## [Exercise instructions]
Check each line of the records below for the word "this" and copy those where it appears.

####

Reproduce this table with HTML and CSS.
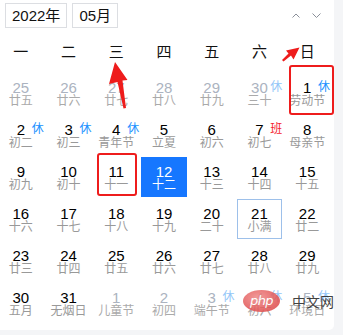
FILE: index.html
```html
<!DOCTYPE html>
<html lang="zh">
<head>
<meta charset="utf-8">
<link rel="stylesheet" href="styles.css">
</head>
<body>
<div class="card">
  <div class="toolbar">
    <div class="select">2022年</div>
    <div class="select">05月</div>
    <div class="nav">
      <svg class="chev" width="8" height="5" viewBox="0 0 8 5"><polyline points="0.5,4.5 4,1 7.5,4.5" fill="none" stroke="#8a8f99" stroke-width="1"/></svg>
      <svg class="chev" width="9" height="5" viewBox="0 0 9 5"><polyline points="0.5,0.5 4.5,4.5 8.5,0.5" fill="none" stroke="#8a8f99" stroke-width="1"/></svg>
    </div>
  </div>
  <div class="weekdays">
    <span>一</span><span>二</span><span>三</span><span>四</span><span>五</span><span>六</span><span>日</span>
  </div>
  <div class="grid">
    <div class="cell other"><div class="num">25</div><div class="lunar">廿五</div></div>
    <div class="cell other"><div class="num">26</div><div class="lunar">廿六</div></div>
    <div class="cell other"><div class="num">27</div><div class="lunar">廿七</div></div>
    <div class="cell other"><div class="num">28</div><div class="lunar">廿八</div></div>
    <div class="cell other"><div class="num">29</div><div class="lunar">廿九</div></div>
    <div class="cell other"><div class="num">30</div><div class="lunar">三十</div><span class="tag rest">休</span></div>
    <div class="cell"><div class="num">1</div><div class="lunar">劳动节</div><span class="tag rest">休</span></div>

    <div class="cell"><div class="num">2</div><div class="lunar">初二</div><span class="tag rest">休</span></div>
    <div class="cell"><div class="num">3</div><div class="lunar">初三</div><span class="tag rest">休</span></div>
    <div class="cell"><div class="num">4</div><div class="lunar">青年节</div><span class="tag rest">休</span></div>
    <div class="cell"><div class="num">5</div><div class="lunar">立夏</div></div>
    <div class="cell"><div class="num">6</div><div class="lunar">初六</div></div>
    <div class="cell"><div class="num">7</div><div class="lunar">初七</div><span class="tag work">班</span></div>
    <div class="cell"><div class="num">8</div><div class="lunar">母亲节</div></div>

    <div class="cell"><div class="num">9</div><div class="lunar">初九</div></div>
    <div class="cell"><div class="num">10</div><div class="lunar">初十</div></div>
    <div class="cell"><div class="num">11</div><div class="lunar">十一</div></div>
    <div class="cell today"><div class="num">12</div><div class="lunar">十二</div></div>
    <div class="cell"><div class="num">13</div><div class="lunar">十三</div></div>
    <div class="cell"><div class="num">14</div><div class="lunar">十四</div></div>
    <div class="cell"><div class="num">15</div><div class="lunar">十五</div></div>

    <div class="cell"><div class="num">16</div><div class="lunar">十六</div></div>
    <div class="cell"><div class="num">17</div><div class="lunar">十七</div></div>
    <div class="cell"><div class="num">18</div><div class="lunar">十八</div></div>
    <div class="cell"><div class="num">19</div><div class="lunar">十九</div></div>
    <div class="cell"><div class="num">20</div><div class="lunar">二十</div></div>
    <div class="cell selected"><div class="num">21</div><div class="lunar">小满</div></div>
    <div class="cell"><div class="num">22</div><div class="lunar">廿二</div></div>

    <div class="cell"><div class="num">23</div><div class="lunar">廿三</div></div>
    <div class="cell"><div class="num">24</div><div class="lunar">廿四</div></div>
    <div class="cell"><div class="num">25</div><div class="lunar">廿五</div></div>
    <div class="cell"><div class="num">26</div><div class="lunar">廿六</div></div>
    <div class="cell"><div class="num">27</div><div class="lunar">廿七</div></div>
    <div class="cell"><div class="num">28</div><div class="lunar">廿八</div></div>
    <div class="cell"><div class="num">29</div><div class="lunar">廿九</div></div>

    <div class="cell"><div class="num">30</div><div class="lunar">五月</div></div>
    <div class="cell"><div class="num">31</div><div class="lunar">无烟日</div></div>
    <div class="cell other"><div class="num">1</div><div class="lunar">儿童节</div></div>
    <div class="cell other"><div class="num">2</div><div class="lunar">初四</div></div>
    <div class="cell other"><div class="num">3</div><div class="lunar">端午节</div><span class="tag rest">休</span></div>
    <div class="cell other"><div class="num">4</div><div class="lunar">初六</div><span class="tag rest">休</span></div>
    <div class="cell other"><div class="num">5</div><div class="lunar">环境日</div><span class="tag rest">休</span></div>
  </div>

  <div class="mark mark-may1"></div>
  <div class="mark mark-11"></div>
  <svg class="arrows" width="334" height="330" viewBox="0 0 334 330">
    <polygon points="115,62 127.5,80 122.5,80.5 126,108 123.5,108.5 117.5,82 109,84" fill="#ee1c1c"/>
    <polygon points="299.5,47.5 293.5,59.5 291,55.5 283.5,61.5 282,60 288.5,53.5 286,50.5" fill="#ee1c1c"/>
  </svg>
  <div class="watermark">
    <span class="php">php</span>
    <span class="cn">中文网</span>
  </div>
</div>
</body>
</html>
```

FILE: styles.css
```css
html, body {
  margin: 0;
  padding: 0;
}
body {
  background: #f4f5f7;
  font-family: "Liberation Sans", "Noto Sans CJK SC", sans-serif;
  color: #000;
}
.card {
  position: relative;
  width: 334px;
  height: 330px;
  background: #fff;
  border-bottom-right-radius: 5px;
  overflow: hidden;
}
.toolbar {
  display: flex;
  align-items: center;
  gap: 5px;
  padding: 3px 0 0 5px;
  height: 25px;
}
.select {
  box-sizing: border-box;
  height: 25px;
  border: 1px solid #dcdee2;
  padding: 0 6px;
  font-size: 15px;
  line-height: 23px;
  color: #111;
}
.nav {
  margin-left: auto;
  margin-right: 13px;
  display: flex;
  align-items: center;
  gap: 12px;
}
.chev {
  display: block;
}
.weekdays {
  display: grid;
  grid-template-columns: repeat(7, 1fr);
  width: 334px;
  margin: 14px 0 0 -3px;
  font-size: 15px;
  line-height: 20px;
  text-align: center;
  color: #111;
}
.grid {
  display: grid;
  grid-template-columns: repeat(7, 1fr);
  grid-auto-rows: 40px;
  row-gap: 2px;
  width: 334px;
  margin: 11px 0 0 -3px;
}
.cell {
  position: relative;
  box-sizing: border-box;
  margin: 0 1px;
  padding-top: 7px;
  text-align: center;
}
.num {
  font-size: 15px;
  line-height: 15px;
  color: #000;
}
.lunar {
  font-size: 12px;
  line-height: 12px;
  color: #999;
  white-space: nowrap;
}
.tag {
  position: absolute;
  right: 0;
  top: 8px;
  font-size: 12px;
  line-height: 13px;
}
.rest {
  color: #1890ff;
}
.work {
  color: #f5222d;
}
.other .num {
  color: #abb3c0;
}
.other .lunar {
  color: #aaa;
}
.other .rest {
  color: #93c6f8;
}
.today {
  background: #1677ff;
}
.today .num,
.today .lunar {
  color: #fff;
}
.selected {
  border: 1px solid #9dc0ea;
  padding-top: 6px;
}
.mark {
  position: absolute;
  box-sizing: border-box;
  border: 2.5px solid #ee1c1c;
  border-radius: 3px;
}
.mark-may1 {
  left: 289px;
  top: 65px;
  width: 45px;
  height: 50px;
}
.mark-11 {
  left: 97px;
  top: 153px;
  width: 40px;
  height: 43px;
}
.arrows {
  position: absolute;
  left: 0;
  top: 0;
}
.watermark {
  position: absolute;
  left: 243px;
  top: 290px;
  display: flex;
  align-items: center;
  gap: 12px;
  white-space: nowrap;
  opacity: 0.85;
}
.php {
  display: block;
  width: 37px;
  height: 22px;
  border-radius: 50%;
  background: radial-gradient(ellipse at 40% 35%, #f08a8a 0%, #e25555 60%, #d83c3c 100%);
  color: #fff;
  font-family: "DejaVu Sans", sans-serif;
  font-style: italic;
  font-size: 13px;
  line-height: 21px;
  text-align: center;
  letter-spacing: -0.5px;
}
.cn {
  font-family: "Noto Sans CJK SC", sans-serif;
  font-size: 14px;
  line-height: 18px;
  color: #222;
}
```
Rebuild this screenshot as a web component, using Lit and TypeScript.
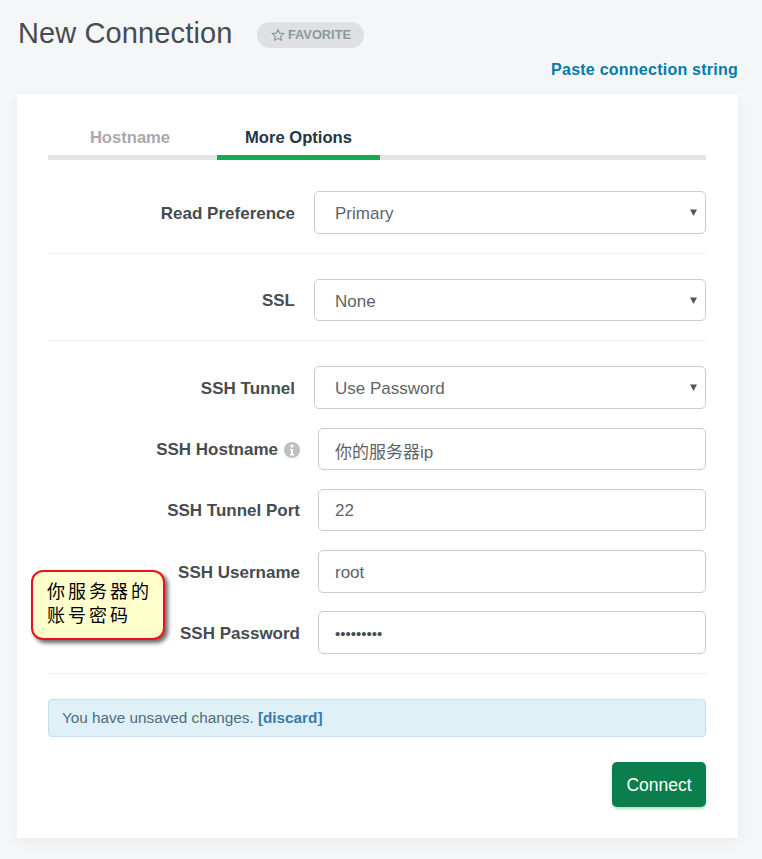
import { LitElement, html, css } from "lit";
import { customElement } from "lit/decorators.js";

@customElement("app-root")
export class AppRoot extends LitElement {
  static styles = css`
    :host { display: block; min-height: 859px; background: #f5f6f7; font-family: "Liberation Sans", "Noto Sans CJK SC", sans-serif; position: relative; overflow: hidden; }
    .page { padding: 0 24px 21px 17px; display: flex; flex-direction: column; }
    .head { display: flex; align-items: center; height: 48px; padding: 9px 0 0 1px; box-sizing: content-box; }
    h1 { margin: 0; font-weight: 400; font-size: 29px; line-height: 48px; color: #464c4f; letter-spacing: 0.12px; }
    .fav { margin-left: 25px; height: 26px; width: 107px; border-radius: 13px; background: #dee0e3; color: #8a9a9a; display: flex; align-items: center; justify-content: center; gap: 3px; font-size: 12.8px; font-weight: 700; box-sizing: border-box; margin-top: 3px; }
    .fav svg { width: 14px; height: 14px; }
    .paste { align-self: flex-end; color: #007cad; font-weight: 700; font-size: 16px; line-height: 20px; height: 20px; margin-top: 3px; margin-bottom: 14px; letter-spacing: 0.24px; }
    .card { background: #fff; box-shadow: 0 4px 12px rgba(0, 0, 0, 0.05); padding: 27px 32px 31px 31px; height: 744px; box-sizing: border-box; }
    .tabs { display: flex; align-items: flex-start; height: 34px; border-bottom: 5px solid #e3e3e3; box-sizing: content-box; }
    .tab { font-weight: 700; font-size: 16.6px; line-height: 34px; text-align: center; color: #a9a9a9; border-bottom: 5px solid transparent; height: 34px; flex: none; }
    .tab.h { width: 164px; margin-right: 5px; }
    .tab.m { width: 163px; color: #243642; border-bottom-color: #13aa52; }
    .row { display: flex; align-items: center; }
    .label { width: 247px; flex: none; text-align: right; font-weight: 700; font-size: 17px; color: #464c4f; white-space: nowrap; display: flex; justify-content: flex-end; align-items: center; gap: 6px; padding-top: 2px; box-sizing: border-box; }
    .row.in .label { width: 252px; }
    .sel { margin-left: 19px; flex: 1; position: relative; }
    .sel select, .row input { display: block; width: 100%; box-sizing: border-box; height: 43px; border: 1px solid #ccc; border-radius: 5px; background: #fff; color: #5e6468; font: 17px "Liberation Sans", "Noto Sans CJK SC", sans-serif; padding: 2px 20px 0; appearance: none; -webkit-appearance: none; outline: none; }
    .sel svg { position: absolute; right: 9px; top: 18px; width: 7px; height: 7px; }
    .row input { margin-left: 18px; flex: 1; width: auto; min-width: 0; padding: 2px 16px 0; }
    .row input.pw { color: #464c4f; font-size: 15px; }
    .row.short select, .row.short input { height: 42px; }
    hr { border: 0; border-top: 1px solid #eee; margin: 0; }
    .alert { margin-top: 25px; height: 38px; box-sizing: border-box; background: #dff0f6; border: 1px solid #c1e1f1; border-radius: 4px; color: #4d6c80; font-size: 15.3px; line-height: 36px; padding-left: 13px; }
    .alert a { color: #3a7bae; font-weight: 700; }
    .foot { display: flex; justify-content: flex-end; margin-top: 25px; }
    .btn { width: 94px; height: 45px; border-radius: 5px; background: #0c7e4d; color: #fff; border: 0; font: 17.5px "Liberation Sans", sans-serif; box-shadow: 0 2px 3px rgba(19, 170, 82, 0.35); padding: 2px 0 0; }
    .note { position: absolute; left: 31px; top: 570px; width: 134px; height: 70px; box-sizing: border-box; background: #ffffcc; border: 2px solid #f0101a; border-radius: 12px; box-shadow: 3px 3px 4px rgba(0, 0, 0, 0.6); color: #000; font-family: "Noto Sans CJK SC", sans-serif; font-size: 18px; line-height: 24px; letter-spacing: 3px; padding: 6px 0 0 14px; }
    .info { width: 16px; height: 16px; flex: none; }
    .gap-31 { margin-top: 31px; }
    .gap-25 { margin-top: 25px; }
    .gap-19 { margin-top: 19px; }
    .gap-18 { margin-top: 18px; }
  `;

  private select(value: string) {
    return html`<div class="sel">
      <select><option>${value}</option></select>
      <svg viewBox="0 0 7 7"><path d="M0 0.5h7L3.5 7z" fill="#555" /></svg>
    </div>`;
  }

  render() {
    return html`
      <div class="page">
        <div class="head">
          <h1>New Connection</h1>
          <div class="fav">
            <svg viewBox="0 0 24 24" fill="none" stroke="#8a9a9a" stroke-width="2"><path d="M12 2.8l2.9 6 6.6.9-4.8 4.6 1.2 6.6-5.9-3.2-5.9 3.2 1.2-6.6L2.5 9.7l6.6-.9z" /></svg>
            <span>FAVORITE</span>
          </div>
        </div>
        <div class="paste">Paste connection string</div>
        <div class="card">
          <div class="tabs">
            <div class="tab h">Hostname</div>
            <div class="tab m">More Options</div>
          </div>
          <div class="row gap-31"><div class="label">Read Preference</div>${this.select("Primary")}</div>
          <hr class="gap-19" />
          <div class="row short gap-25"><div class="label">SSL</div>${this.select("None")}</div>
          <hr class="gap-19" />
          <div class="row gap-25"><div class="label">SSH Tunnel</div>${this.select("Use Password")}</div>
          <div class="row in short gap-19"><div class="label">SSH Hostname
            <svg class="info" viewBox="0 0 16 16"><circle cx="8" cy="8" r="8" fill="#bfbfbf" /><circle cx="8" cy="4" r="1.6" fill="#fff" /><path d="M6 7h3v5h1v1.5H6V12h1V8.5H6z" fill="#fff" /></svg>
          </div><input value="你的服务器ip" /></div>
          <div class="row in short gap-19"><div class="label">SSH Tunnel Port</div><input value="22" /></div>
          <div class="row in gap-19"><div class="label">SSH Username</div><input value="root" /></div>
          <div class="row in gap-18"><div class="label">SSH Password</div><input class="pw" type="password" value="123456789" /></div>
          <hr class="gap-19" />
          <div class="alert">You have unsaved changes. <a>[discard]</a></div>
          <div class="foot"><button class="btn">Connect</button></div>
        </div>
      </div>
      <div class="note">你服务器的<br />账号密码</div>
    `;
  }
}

####

## [The response]
Reproduce this table with HTML and CSS.
Rebuild this screenshot as a web component, using Lit and TypeScript.
          <div class="row gap-31"><div class="label">Read Preference</div>${this.select("Primary")}</div>
          <div class="row short gap-25"><div class="label">SSL</div>${this.select("None")}</div>
          <div class="row gap-25"><div class="label">SSH Tunnel</div>${this.select("Use Password")}</div>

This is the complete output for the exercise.